GIVEN TASK. Scan the material for the word "that", and copy each line where it shows up.

+++

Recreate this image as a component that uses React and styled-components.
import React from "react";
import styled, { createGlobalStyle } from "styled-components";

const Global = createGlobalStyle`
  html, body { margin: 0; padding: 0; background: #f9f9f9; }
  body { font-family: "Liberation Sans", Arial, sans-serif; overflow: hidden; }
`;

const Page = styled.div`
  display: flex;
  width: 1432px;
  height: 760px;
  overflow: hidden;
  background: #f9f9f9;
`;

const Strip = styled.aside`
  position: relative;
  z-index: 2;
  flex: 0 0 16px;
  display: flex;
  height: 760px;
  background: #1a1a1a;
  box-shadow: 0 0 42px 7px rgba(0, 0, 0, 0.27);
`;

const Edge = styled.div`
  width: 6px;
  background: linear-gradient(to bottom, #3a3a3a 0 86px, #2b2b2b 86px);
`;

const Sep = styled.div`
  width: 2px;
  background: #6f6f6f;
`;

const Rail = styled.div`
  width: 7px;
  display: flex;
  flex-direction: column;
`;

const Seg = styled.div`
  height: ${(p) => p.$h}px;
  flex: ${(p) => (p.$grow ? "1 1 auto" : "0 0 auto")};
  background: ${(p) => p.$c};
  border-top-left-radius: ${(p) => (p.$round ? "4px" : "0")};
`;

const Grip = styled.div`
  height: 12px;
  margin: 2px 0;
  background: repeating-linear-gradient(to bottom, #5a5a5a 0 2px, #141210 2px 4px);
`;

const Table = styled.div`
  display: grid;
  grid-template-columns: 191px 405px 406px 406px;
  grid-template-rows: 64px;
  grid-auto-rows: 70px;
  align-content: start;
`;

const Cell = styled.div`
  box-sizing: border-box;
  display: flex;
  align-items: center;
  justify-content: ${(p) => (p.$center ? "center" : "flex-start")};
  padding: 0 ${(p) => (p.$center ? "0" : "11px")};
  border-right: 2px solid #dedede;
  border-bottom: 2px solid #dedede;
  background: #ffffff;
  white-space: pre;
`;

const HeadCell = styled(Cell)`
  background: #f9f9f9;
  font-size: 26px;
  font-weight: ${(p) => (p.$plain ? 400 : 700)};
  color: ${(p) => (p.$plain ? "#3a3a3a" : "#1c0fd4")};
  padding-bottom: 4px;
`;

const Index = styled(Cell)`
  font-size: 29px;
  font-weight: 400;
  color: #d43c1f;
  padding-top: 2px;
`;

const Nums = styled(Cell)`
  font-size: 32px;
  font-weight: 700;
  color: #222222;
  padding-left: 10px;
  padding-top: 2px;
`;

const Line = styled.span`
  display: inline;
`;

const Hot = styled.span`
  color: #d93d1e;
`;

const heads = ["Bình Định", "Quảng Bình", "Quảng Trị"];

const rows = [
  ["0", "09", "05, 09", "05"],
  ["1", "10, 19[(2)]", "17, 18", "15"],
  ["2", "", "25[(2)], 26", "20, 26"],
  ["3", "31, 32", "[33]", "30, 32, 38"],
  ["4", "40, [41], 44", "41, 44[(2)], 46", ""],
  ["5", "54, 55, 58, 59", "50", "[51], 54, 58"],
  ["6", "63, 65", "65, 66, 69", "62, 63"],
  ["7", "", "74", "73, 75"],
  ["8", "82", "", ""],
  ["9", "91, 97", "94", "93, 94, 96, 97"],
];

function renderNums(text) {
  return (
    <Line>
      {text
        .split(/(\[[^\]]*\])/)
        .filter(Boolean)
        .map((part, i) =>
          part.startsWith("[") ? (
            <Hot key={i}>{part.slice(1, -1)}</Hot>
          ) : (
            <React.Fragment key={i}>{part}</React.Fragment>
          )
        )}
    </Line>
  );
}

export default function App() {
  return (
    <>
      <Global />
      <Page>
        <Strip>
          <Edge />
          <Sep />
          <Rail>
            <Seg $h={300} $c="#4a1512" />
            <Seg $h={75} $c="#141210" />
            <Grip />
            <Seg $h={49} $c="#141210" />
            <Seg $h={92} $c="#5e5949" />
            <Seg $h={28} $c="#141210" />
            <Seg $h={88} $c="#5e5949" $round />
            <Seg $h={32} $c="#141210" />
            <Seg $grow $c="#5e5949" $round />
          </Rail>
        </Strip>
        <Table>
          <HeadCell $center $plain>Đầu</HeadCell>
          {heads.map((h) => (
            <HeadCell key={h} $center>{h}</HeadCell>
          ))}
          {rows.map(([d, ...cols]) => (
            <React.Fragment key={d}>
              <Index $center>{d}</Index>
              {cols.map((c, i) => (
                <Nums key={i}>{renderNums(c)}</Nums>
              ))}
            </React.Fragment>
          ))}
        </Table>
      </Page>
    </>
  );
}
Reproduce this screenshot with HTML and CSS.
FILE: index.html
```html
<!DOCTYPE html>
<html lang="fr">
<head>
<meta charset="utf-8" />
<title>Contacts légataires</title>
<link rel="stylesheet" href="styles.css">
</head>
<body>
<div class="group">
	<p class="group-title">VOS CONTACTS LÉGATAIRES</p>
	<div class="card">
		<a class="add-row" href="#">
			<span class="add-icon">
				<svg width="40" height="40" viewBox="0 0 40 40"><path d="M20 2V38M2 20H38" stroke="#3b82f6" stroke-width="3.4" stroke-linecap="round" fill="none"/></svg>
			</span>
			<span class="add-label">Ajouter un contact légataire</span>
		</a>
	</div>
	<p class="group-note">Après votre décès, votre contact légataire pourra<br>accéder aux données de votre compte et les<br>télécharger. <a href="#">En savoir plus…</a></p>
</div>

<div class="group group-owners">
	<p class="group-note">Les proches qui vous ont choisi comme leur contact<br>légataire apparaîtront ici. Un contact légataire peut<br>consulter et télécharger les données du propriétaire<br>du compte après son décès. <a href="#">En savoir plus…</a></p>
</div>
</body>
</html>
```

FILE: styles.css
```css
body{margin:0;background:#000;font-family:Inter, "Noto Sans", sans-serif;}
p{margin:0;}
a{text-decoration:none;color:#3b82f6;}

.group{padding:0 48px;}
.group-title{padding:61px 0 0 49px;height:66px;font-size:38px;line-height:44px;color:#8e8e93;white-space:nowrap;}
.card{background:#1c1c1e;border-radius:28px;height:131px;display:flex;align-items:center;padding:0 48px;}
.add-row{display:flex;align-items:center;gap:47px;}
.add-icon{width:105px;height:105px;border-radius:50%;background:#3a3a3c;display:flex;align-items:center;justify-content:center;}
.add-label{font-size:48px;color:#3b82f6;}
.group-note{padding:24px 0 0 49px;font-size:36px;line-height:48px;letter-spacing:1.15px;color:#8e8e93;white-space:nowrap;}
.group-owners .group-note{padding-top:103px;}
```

+++

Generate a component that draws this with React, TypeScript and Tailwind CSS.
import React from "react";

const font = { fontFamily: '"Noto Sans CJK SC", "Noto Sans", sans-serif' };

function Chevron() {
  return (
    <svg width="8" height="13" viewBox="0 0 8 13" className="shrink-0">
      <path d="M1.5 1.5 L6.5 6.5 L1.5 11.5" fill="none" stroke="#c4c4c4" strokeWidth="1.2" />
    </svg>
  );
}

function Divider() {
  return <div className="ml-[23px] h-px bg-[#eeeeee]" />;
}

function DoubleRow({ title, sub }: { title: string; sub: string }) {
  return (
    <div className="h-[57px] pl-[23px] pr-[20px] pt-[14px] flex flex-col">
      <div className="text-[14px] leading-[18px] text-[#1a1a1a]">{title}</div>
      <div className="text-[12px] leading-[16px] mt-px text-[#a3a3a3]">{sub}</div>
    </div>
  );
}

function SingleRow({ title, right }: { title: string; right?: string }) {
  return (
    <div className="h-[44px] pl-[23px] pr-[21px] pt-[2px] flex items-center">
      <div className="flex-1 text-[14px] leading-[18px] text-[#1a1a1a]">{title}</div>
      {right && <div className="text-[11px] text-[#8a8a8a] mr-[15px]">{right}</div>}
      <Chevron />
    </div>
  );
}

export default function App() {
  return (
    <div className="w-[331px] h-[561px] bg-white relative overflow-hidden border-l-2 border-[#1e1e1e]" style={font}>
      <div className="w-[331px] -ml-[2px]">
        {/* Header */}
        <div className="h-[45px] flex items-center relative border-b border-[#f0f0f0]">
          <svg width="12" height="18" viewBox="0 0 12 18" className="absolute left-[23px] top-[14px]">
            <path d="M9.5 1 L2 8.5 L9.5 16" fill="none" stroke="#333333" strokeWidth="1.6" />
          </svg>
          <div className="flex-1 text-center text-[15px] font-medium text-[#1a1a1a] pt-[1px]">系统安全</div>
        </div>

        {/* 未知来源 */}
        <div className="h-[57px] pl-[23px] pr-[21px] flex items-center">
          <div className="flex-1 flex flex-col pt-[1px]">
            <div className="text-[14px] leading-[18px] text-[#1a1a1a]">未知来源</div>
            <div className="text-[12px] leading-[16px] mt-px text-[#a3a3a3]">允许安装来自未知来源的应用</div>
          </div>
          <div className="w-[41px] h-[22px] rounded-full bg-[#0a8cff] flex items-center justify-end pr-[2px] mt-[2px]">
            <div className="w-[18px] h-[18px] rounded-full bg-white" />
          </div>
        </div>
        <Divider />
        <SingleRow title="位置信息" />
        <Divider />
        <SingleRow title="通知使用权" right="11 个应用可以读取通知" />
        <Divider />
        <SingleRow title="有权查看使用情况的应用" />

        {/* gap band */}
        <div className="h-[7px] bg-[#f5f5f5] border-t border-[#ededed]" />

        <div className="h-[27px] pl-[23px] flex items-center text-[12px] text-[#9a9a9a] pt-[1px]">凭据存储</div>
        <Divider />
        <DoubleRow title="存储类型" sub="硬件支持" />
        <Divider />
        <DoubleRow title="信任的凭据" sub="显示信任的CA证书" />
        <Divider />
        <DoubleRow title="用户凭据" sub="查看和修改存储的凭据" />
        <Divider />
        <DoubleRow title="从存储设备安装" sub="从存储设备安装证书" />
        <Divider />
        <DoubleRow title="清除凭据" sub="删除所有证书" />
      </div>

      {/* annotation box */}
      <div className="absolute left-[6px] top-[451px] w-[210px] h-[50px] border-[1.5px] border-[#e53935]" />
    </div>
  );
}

+++

ANSWER FOR THE TASK.
Recreate this image as a component that uses React and styled-components.
Generate a component that draws this with React, TypeScript and Tailwind CSS.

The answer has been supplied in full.